PostgreSQL 14 and Later
- Improved Index Support: Further enhancements in index management and performance.
- Improved Foreign Key Support: Enhanced foreign key functionality on partitioned tables.
Minimum Version Requirement
To use declarative partitioning with basic range and list partitioning capabilities, you need at least PostgreSQL 10. However, for more advanced features and improved performance, consider using PostgreSQL 11 or later.

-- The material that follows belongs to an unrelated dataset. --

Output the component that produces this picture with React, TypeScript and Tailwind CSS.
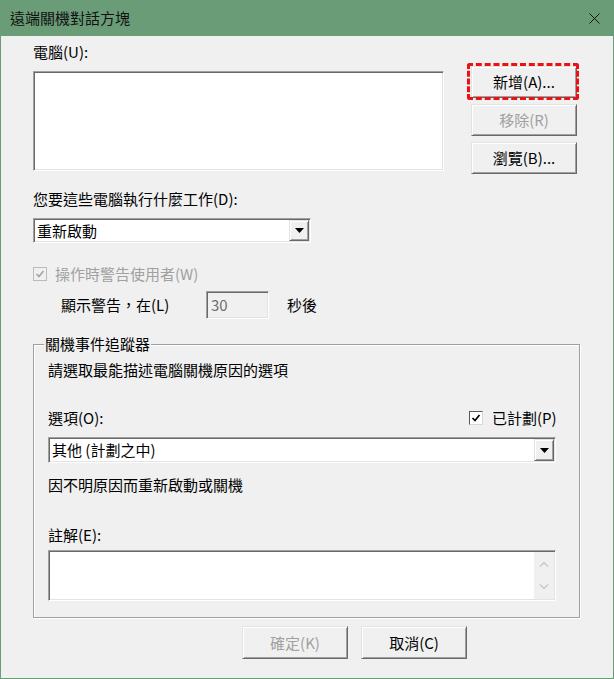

Each subsequent version has introduced significant enhancements to partitioning features and performance optimizations, so using the latest stable version is recommended for the best results.
Example with PostgreSQL 10
Here’s a quick example of creating and using partitioned tables in PostgreSQL 10:
- Create Partitioned Table:
CREATE TABLE sales ( id SERIAL PRIMARY KEY, sale_date DATE NOT NULL, amount DECIMAL NOT NULL ) PARTITION BY RANGE (sale_date);
- Create Partitions:
CREATE TABLE sales_2022 PARTITION OF sales FOR VALUES FROM ('2022-01-01') TO ('2023-01-01'); CREATE TABLE sales_2023 PARTITION OF sales FOR VALUES FROM ('2023-01-01') TO ('2024-01-01');
- Insert Data:
INSERT INTO sales (sale_date, amount) VALUES ('2022-06-15', 100.00); INSERT INTO sales (sale_date, amount) VALUES ('2023-03-20', 150.00);
- Query Data:
SELECT * FROM sales WHERE sale_date BETWEEN '2023-01-01' AND '2023-06-30';
By using PostgreSQL 10 or later, you can take advantage of these partitioning features to improve the performance and manageability of your large tables.
Conclusion
Partitioning in PostgreSQL can significantly enhance performance by reducing query response times and improving data management. By carefully selecting partition keys, regularly maintaining partitions, and monitoring performance, you can ensure your database operates efficiently.